Re: Freie Meinungsbildung nur in Freiheit

Diesem elitären Denken, das Gegenmeinungen als "Rudeldenken" diskreditiert, liegt ein sehr schlichtes Modell von dem, was demokratische Entscheidungen sind und was sie sein sollten zugrunde. Bei jedem Streit gibt es demnach eine objektiv richtige, auf Fakten basierende Entscheidung, die nur von Egoisten und Autisten erkannt werden kann, weil die sich nicht von der Gemeinschaft beeinflussen lassen. Dieser simple (und ziemlich undemokratische) wird dann noch als "echte Demokratie" verkauft.

Es ist aber das genaue Gegenteil. Es ist die Überhöhung eines autoritären Elitegedankens, der letztlich auf der Legitimierung von Macht auf der Basis von nebulösen Kriterien (High-T, Egoismus, Autismus, Intelligenz, Faktenwissen) basiert und die Herstellung von Konsens auf der Basis von Argumenten, die Möglichkeit sich in der Diskussion mit anderen überzeugen zu lassen oder andere überzeugen als Schwäche sieht - deshalb auch die ziemlich absurde Überhöhung von Autismus als "Unabhängigkeit". Der "Egoismus" dieser Elite soll dann den Fortschritt zum Besten der Mehrheit vorantreiben, deren Interessen, da sowieso nur durch "Rudeldenken" gesteuert, nicht berücksichtigt werden müssen.

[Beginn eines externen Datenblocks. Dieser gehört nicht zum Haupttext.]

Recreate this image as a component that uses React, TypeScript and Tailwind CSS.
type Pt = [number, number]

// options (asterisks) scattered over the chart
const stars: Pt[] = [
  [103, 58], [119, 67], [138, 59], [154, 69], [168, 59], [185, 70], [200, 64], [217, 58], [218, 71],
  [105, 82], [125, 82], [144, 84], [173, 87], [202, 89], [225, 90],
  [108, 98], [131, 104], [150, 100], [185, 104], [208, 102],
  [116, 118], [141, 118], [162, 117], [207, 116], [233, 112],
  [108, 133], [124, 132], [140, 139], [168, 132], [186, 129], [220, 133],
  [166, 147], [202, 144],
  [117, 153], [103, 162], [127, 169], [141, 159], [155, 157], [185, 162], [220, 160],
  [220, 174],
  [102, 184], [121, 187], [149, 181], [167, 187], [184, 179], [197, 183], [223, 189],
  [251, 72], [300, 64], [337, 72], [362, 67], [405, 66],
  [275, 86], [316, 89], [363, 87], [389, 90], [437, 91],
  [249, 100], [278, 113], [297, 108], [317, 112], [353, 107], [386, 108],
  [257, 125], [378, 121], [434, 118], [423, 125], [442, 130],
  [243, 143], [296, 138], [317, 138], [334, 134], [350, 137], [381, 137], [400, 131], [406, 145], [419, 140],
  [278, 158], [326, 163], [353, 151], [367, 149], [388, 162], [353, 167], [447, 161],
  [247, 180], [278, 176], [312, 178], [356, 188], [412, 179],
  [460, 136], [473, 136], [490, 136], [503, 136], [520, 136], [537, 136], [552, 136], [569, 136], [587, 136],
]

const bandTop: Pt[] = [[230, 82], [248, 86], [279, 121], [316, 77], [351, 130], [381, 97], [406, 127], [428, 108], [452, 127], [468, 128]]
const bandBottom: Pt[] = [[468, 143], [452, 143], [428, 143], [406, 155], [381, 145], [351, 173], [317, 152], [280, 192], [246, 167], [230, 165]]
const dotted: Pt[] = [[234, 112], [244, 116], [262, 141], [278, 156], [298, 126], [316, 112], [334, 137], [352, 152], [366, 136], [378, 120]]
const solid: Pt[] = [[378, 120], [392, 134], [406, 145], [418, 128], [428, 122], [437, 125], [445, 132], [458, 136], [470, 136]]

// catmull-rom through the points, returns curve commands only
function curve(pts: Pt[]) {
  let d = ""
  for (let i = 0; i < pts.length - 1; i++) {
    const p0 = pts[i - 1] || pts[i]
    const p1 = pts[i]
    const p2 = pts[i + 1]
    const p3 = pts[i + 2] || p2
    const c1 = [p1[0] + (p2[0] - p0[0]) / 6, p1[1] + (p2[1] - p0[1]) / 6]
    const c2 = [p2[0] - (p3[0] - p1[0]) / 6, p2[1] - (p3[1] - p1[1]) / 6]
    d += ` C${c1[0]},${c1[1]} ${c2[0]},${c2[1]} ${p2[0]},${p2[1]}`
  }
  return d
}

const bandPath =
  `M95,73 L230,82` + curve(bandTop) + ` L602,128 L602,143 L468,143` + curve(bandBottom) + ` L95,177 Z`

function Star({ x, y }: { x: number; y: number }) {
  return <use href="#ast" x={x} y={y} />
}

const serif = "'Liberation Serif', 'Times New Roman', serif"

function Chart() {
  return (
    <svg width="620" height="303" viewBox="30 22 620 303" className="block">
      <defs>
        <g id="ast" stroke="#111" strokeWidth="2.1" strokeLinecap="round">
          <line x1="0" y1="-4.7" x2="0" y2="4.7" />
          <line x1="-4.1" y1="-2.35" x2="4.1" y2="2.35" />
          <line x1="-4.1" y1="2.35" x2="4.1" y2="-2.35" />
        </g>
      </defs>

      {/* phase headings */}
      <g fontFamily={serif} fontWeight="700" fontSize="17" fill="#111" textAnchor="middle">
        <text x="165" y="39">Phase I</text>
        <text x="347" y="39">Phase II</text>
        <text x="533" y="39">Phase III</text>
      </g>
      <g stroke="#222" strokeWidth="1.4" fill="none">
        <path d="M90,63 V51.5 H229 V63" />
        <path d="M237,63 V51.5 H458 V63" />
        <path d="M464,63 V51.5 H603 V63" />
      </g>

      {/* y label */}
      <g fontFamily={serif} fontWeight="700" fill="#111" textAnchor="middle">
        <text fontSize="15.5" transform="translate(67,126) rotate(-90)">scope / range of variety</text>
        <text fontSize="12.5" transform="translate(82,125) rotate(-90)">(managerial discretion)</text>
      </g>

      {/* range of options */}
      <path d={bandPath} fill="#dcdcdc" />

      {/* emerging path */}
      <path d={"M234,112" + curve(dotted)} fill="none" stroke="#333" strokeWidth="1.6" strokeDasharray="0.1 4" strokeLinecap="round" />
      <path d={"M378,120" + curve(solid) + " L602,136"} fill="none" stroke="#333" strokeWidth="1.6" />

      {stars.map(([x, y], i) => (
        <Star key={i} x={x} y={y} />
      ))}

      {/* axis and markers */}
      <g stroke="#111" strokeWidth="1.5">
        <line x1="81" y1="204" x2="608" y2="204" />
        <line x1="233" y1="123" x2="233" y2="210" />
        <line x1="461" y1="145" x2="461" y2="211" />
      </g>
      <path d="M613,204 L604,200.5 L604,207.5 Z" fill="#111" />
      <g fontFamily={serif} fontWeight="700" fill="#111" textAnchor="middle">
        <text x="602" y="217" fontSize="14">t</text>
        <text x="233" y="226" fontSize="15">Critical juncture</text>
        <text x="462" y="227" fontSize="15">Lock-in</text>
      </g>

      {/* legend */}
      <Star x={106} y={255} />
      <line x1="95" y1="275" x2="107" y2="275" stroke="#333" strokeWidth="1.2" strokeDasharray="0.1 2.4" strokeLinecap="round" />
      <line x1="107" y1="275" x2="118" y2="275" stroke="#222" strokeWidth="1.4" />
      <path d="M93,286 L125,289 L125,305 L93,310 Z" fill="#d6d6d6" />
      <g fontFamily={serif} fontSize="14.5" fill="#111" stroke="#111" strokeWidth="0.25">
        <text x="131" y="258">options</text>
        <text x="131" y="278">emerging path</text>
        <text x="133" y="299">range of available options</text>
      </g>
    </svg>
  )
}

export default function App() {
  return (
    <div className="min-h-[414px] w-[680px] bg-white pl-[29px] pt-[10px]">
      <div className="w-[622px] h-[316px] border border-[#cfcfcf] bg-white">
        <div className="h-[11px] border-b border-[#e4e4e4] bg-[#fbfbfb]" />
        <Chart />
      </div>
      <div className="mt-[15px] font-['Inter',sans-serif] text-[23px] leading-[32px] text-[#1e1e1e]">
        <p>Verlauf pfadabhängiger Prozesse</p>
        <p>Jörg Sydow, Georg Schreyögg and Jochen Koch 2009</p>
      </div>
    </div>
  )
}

Der Kern von Demokratie ist aber nicht das finden einer angeblich objektiv besten Lösung, deren Existenz man im politischen Kontext getrost bezweifeln kann. Es geht um Interessenausgleich, um Repräsentanz und Teilhabe, darum dass Mehrheiten zwar entscheiden, dass dabei aber die Rechte von Minderheiten trotzdem gewahrt bleiben. In einer Demokratie dürfen Menschen "falsch" entscheiden und es wird nicht bewertet, ob sie ihre Wahlentscheidung aufgrund von Sympathie für den Kandidaten oder weil der Nachbar das gleiche wählt getroffen haben, oder ob sie ganz "objektiv" das Programm durchgearbeitet haben.

Besonders entlarvend wird es dort, wo im OP konkrete Kostproben von "unabhängigem Denken" gegeben werden: da finden wir dann das wenig originelle Grünen-Bashing, was derzeit anscheinend der kleinste gemeinsame Nenner quer durch alle politischen Lager ist. Also wenn das das leuchtende Ergebnis unabhängigen Denkens sein soll der geistigen Elite sein soll, dann können wir auch die Deppen weiter mitreden lassen, das macht dann keinen großen Unterschied.